Required work>
Find every line in the records below that contains the word "this", and copy each such line.

Entries shown>
-- BEGIN --

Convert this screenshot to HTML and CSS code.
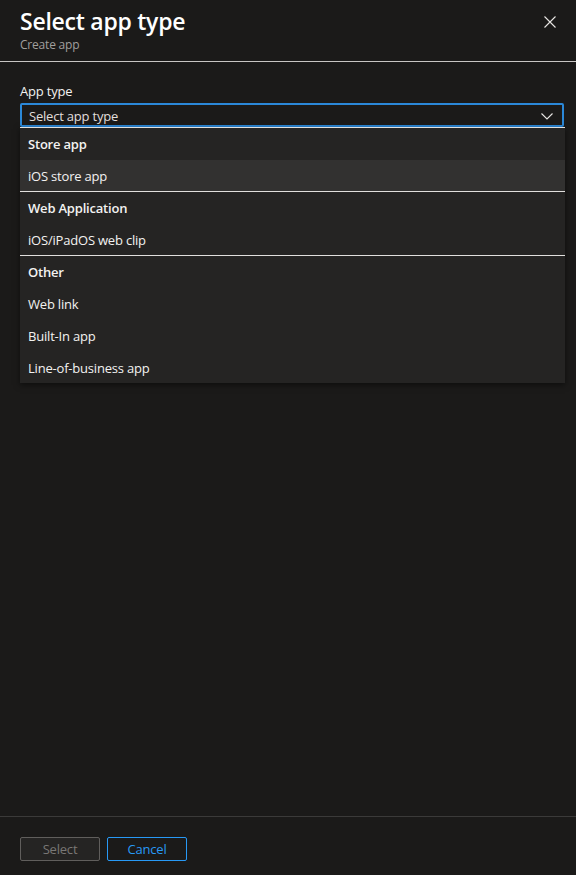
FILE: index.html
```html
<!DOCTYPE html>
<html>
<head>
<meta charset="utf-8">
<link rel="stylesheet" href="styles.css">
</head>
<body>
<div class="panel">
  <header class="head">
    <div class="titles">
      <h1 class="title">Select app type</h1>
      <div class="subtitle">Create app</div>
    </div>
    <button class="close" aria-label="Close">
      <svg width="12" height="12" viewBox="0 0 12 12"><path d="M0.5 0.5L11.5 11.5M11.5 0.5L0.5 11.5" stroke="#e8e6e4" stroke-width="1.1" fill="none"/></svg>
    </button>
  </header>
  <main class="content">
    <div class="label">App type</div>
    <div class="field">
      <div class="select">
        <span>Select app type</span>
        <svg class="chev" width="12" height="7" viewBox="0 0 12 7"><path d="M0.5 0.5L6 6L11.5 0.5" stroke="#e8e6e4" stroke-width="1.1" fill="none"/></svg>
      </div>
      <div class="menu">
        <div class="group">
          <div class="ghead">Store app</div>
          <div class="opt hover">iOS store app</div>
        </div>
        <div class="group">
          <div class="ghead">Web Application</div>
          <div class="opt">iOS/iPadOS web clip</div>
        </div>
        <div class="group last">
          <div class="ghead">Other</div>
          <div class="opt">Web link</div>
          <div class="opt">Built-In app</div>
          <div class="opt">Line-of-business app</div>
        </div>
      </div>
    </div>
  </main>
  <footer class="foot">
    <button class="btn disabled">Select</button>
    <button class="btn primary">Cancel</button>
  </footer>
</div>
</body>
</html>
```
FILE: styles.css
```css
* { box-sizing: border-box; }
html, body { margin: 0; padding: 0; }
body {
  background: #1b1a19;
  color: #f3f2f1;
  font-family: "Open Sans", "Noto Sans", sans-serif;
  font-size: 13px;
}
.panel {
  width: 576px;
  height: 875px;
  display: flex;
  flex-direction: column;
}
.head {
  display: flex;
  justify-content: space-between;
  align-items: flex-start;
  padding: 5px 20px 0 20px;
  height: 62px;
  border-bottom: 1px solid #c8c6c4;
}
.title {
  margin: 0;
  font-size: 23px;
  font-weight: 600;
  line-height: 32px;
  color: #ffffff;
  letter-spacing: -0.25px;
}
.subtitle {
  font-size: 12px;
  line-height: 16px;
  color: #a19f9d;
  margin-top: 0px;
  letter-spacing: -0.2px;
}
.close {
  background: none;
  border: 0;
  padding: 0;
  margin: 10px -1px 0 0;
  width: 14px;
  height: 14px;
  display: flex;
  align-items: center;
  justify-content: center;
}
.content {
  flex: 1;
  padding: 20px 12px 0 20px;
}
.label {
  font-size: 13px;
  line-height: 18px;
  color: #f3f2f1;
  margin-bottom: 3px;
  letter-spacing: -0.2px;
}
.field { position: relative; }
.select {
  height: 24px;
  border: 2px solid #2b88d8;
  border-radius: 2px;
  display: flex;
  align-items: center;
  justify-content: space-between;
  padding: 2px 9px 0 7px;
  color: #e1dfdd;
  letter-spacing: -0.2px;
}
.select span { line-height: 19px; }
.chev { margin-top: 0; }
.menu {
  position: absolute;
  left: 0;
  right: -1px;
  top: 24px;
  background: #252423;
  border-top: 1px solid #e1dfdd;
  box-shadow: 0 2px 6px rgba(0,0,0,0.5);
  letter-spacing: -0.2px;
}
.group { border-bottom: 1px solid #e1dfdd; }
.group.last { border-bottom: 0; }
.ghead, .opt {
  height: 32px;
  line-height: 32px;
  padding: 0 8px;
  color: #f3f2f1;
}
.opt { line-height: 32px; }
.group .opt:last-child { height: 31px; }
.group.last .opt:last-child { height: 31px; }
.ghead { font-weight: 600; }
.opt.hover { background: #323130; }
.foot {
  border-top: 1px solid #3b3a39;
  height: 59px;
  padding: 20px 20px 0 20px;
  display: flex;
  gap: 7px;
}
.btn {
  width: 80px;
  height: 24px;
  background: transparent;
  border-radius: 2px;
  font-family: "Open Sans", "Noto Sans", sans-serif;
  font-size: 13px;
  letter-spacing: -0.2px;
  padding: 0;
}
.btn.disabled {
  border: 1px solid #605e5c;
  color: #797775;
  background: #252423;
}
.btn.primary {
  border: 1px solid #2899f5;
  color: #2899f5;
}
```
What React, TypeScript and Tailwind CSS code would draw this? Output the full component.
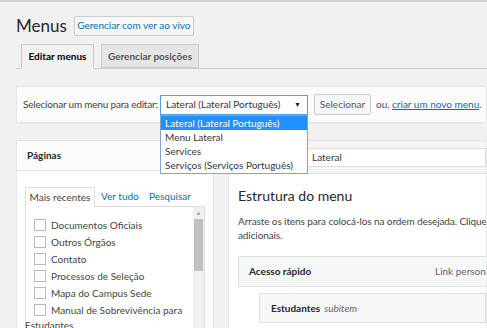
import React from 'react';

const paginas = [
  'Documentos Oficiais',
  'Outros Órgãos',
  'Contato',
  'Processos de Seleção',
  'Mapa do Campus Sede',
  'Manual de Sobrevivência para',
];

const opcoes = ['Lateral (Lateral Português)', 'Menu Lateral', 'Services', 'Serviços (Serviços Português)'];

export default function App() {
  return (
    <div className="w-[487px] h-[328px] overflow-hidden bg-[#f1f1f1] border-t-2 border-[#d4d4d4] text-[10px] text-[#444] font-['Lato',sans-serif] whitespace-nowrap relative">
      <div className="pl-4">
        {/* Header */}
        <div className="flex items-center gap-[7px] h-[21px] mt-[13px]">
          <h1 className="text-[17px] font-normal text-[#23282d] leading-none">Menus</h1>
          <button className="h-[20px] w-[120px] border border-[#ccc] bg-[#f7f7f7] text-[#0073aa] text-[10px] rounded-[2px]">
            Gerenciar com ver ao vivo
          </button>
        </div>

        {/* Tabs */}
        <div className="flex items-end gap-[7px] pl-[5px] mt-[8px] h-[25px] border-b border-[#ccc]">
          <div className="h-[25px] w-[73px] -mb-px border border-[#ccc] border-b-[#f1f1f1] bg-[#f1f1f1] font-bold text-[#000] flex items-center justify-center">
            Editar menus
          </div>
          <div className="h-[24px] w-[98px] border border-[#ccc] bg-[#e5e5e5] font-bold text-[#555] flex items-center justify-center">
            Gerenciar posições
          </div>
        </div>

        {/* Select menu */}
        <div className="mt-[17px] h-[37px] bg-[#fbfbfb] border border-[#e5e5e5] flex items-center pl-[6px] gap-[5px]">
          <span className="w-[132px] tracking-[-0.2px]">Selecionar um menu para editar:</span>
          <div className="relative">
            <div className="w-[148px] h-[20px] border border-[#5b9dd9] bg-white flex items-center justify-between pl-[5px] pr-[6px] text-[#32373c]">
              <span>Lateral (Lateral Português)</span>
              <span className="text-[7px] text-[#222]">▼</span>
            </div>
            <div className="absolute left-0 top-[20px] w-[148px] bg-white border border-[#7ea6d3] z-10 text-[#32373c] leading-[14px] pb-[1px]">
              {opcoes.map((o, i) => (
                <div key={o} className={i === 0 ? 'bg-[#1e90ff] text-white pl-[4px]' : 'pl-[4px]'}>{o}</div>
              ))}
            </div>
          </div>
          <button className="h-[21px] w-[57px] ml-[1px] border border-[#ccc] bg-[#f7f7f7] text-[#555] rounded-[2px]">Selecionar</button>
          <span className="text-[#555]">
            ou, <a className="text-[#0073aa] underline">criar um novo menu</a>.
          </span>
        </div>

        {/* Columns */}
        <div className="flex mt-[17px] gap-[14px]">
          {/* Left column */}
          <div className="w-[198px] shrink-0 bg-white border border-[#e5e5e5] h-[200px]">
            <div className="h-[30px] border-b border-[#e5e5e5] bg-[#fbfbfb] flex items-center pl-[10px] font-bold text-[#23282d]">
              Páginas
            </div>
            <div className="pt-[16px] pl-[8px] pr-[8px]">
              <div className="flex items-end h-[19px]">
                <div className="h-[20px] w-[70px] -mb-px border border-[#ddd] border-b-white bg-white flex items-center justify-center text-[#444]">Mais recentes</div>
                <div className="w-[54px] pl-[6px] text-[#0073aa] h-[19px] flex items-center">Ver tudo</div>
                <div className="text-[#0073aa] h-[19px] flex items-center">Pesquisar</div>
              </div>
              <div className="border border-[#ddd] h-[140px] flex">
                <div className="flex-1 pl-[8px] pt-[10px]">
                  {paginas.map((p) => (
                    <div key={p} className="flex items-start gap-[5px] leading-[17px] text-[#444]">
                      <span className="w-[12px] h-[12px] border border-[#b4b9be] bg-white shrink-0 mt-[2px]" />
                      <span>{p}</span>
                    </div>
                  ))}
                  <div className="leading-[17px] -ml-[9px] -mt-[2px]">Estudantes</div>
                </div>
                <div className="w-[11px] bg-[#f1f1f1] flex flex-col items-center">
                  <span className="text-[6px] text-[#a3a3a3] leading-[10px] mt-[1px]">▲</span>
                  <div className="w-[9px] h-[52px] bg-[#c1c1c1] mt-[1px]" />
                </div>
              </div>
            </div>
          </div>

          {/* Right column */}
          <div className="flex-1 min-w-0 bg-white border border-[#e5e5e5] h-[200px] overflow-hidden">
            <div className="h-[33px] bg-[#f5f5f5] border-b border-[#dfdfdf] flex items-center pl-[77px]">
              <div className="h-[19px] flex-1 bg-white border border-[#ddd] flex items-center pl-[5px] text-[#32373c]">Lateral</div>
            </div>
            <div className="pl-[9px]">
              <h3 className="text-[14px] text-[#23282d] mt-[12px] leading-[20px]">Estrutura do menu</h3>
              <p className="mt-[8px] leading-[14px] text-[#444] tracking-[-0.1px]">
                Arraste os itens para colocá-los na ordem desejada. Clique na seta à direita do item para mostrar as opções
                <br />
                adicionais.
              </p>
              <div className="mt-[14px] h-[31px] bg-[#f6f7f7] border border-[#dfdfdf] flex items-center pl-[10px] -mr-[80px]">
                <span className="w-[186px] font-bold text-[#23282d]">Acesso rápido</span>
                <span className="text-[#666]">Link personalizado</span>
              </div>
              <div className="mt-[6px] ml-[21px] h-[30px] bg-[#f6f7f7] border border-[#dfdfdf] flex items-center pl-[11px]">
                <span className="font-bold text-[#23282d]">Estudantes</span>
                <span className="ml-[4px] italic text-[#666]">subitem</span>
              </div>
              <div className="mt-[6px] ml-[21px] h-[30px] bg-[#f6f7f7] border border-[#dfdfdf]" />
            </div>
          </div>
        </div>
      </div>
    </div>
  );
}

-- END --

Response below>
Convert this screenshot to HTML and CSS code.
What React, TypeScript and Tailwind CSS code would draw this? Output the full component.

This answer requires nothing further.